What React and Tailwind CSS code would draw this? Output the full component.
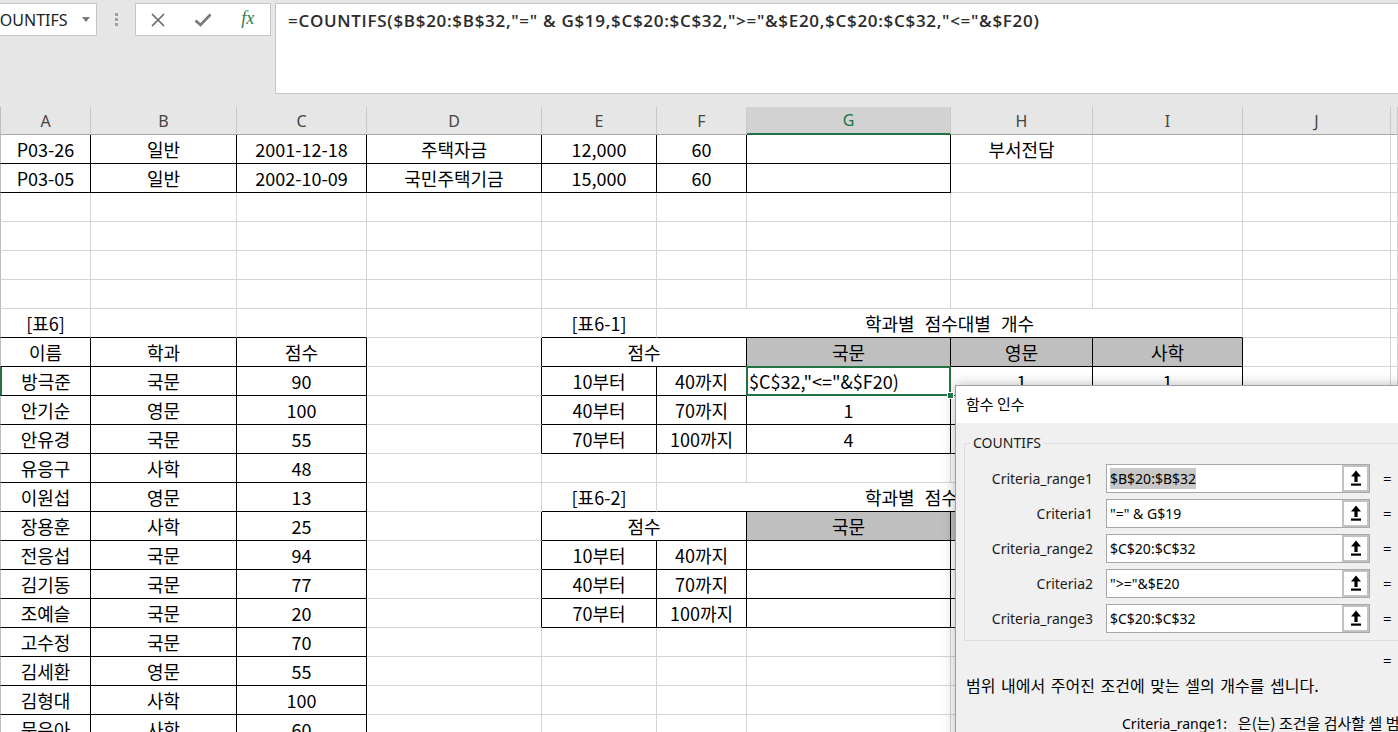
import React from 'react';

const CJK = "font-['Noto_Sans_CJK_KR','Noto_Sans',sans-serif]";
const UI = "font-['Noto_Sans','Noto_Sans_CJK_KR',sans-serif]";

const N = 21;
const grid = Array.from({ length: N + 2 }, () =>
  Array.from({ length: 11 }, () => ({ t: '', s: 1 }))
);
function set(r, c, props) {
  const s = props.s || 1;
  grid[r][c] = { t: '', ...props, s };
  for (let k = 1; k < s; k++) grid[r][c + k] = null;
}
function cover(r, c) {
  for (let k = c; k >= 0; k--) {
    const cell = grid[r][k];
    if (cell) return cell;
  }
  return null;
}

// rows 1-2
[
  ['P03-26', '일반', '2001-12-18', '주택자금', '12,000', '60', ''],
  ['P03-05', '일반', '2002-10-09', '국민주택기금', '15,000', '60', ''],
].forEach((vals, i) => {
  vals.forEach((t, c) => set(i + 1, c, { t, b: true, top: true }));
});
set(1, 7, { t: '부서전담' });

// table titles
set(7, 0, { t: '[표6]' });
set(7, 4, { t: '[표6-1]' });
set(7, 5, { t: '학과별 점수대별 개수', s: 4, title: true });
set(13, 4, { t: '[표6-2]' });
set(13, 5, { t: '학과별 점수대별 개수', s: 4, title: true });

// left table
set(8, 0, { t: '이름', b: true });
set(8, 1, { t: '학과', b: true });
set(8, 2, { t: '점수', b: true });
const people = [
  ['방극준', '국문', '90'],
  ['안기순', '영문', '100'],
  ['안유경', '국문', '55'],
  ['유응구', '사학', '48'],
  ['이원섭', '영문', '13'],
  ['장용훈', '사학', '25'],
  ['전응섭', '국문', '94'],
  ['김기동', '국문', '77'],
  ['조예슬', '국문', '20'],
  ['고수정', '국문', '70'],
  ['김세환', '영문', '55'],
  ['김형대', '사학', '100'],
  ['문은아', '사학', '60'],
];
people.forEach((p, i) => {
  p.forEach((t, c) => set(9 + i, c, { t, b: true }));
});

function scoreTable(hr, vals) {
  set(hr, 4, { t: '점수', s: 2, b: true });
  set(hr, 6, { t: '국문', b: true, g: true });
  set(hr, 7, { t: '영문', b: true, g: true });
  set(hr, 8, { t: '사학', b: true, g: true });
  const ranges = [
    ['10부터', '40까지'],
    ['40부터', '70까지'],
    ['70부터', '100까지'],
  ];
  ranges.forEach((rg, i) => {
    const r = hr + 1 + i;
    set(r, 4, { t: rg[0], b: true });
    set(r, 5, { t: rg[1], b: true });
    set(r, 6, { t: vals[i][0], b: true });
    set(r, 7, { t: vals[i][1], b: true });
    set(r, 8, { t: vals[i][2], b: true });
  });
}
scoreTable(8, [
  ['', '1', '1'],
  ['1', '', ''],
  ['4', '', ''],
]);
set(9, 6, { t: '$C$32,"<="&$F20)', b: true, active: true, left: true });
scoreTable(14, [
  ['', '', ''],
  ['', '', ''],
  ['', '', ''],
]);

const COLS = ['A', 'B', 'C', 'D', 'E', 'F', 'G', 'H', 'I', 'J', ''];

function Cell({ r, c, cell }) {
  const next = c + cell.s < 11 ? grid[r][c + cell.s] : null;
  const rb = cell.b || (next && next.b);
  const below = r + 1 <= N + 1 ? cover(r + 1, c) : null;
  const bb = cell.b || (below && below.b);
  const cls = [
    'h-[29px] flex items-center overflow-hidden whitespace-nowrap border-r border-b text-[18px] leading-none text-black',
    CJK,
    rb ? 'border-r-black' : 'border-r-[#d4d4d4]',
    bb ? 'border-b-black' : 'border-b-[#d4d4d4]',
    cell.g ? 'bg-[#bfbfbf]' : 'bg-white',
    cell.left ? 'justify-start pl-[2px]' : 'justify-center',
    c === 0 ? (r === 9 ? 'border-l-2 border-l-[#217346]' : 'border-l border-l-[#bdbdbd]') : '',
    cell.s === 2 ? 'col-span-2' : cell.s === 4 ? 'col-span-4' : '',
    cell.active ? 'relative overflow-visible z-10' : '',
    cell.title ? '[word-spacing:6px]' : '',
  ].join(' ');
  return (
    <div className={cls}>
      <span className="pb-[1px]">{cell.t}</span>
      {cell.active && (
        <>
          <div className="absolute -left-[1px] -top-[1px] -right-[1px] -bottom-[1px] border-2 border-[#217346] pointer-events-none" />
          <div className="absolute -right-[4px] -bottom-[4px] w-[7px] h-[7px] bg-[#217346] border border-white" />
        </>
      )}
    </div>
  );
}

function UpIcon() {
  return (
    <svg width="12" height="17" viewBox="0 0 12 17">
      <path d="M6 0.5 L11 6.5 H7.6 V12 H4.4 V6.5 H1 Z" fill="#000" />
      <rect x="1" y="13.5" width="10" height="2.2" fill="#000" />
    </svg>
  );
}

function ArgRow({ label, value, selected }) {
  return (
    <div className="flex items-center h-[29px] mb-[6px]">
      <div className="w-[128px] text-right text-[14px] text-[#1a1a1a] whitespace-nowrap">{label}</div>
      <div className="ml-[13px] w-[264px] h-[29px] bg-white border border-[#a8a8a8] flex items-center">
        <div className="pl-[3px] text-[14px] text-black whitespace-nowrap flex-1 overflow-hidden">
          <span className={selected ? 'bg-[#c8c8c8] py-[2px]' : ''}>{value}</span>
        </div>
        <div className="w-[27px] h-full border-2 border-[#c2c2c2] bg-white flex items-center justify-center">
          <UpIcon />
        </div>
      </div>
      <div className="ml-[13px] text-[15px] text-black">=</div>
    </div>
  );
}

function Dialog() {
  return (
    <div className={'absolute left-[955px] top-[385px] w-[500px] h-[400px] bg-[#f0f0f0] border border-[#a0a0a0] shadow-[0_0_12px_rgba(0,0,0,0.28)] ' + UI}>
      <div className={'h-[37px] bg-white flex items-center pl-[10px] text-[15px] text-black ' + CJK}>함수 인수</div>
      <fieldset className="ml-[8px] mt-[11px] w-[520px] border border-[#dcdcdc] pb-[7px]">
        <legend className="ml-[6px] px-[2px] text-[14px] leading-[18px] text-[#1a1a1a]">COUNTIFS</legend>
        <div className="pt-[12px]">
          <ArgRow label="Criteria_range1" value="$B$20:$B$32" selected />
          <ArgRow label="Criteria1" value={'"=" & G$19'} />
          <ArgRow label="Criteria_range2" value="$C$20:$C$32" />
          <ArgRow label="Criteria2" value={'">="&$E20'} />
          <div className="-mb-[6px]">
            <ArgRow label="Criteria_range3" value="$C$20:$C$32" />
          </div>
        </div>
      </fieldset>
      <div className="mt-[9px] h-[20px] pl-[427px] text-[15px] leading-[20px] text-black">=</div>
      <div className={'mt-[5px] pl-[10px] text-[16px] leading-[20px] [word-spacing:2px] text-black whitespace-nowrap ' + CJK}>
        범위 내에서 주어진 조건에 맞는 셀의 개수를 셉니다.
      </div>
      <div className={'mt-[18px] pl-[166px] text-[14px] leading-[20px] text-black whitespace-nowrap ' + UI}>
        Criteria_range1:&nbsp;&nbsp; <span className={'text-[15px] ' + CJK}>은(는) 조건을 검사할 셀 범위입니다.</span>
      </div>
    </div>
  );
}

export default function App() {
  const rows = [];
  for (let r = 1; r <= N; r++) rows.push(r);
  return (
    <div className="relative w-[1398px] h-[732px] overflow-hidden bg-white">
      {/* formula bar */}
      <div className="h-[107px] bg-[#e6e6e6] flex items-start pt-[3px]">
        <div className="-ml-px w-[98px] h-[33px] bg-white border border-[#c6c6c6] flex items-center overflow-hidden">
          <span className={'-ml-[10px] text-[16px] text-[#222] whitespace-nowrap ' + UI}>COUNTIFS</span>
          <svg className="ml-auto mr-[6px] shrink-0" width="8" height="5" viewBox="0 0 8 5">
            <path d="M0 0 H8 L4 5 Z" fill="#7a7a7a" />
          </svg>
        </div>
        <div className="w-[38px] flex flex-col items-center pt-[10px] gap-[2px]">
          <div className="w-[3px] h-[3px] bg-[#a0a0a0]" />
          <div className="w-[3px] h-[3px] bg-[#a0a0a0]" />
          <div className="w-[3px] h-[3px] bg-[#a0a0a0]" />
        </div>
        <div className="w-[136px] h-[33px] bg-white border border-[#c6c6c6] flex items-center">
          <div className="flex-1 flex justify-center">
            <svg width="16" height="16" viewBox="0 0 16 16">
              <path d="M2 2 L14 14 M14 2 L2 14" stroke="#6a6a6a" strokeWidth="1.7" />
            </svg>
          </div>
          <div className="flex-1 flex justify-center">
            <svg width="18" height="16" viewBox="0 0 18 16">
              <path d="M1.5 8.5 L6.5 13 L16.5 2.5" stroke="#777" strokeWidth="2.6" fill="none" />
            </svg>
          </div>
          <div className="flex-1 flex justify-center">
            <span className="font-['Liberation_Serif',serif] italic text-[18px] leading-none text-[#2f7d4f] -mt-[3px]">fx</span>
          </div>
        </div>
        <div className="ml-[4px] flex-1 -mr-[2px] h-[91px] bg-white border border-[#c6c6c6] pl-[12px] pt-[6px]">
          <div className="font-['Open_Sans',sans-serif] font-semibold text-[17px] tracking-[0.7px] leading-[22px] text-[#2b2b2b] whitespace-nowrap">
            =COUNTIFS($B$20:$B$32,"=" &amp; G$19,$C$20:$C$32,"&gt;="&amp;$E20,$C$20:$C$32,"&lt;="&amp;$F20)
          </div>
        </div>
      </div>

      {/* column headers */}
      <div className="grid grid-cols-[91px_146px_130px_175px_115px_90px_204px_142px_150px_148px_1fr] h-[28px] bg-[#e6e6e6]">
        {COLS.map((l, i) => (
          <div
            key={i}
            className={
              'flex items-center justify-center text-[16px] border-r border-r-[#c8c8c8] ' +
              UI +
              (i === 0 ? ' border-l border-l-[#bdbdbd]' : '') +
              (l === 'G'
                ? ' bg-[#d2d2d2] text-[#217346] border-b-2 border-b-[#217346]'
                : ' text-[#444] border-b border-b-[#a8a8a8]')
            }
          >
            {l}
          </div>
        ))}
      </div>

      {/* sheet */}
      <div className="grid grid-cols-[91px_146px_130px_175px_115px_90px_204px_142px_150px_148px_1fr]">
        {rows.map((r) =>
          grid[r].map((cell, c) => (cell ? <Cell key={r + '-' + c} r={r} c={c} cell={cell} /> : null))
        )}
      </div>

      <Dialog />
    </div>
  );
}
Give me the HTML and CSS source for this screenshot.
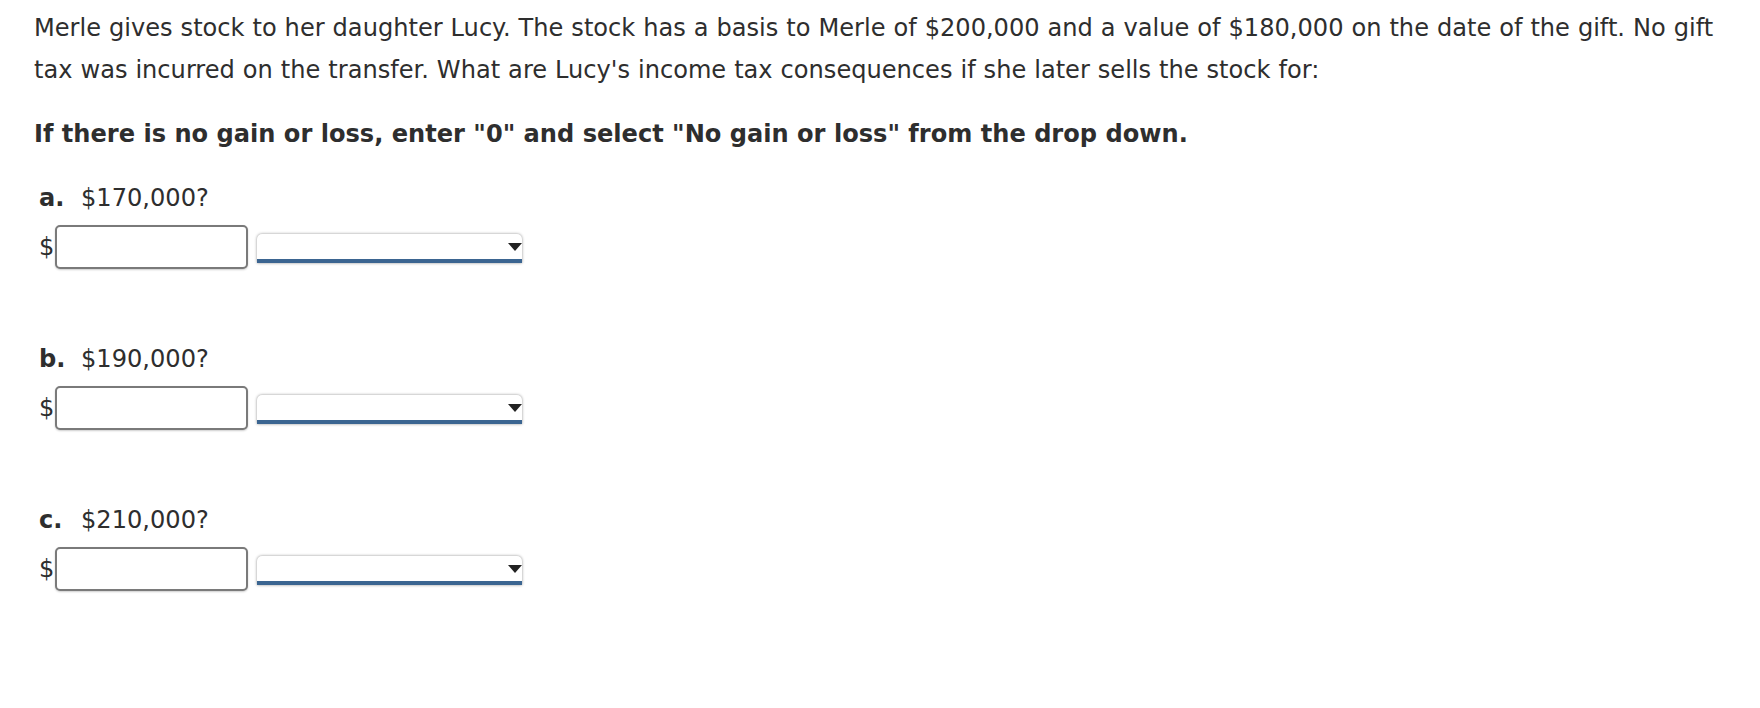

• • •

● **Your task**
Which lines hold the word "this"? Show each one.

● **Response below**
What React and Tailwind CSS code would draw this? Output the full component.
Give me the HTML and CSS source for this screenshot.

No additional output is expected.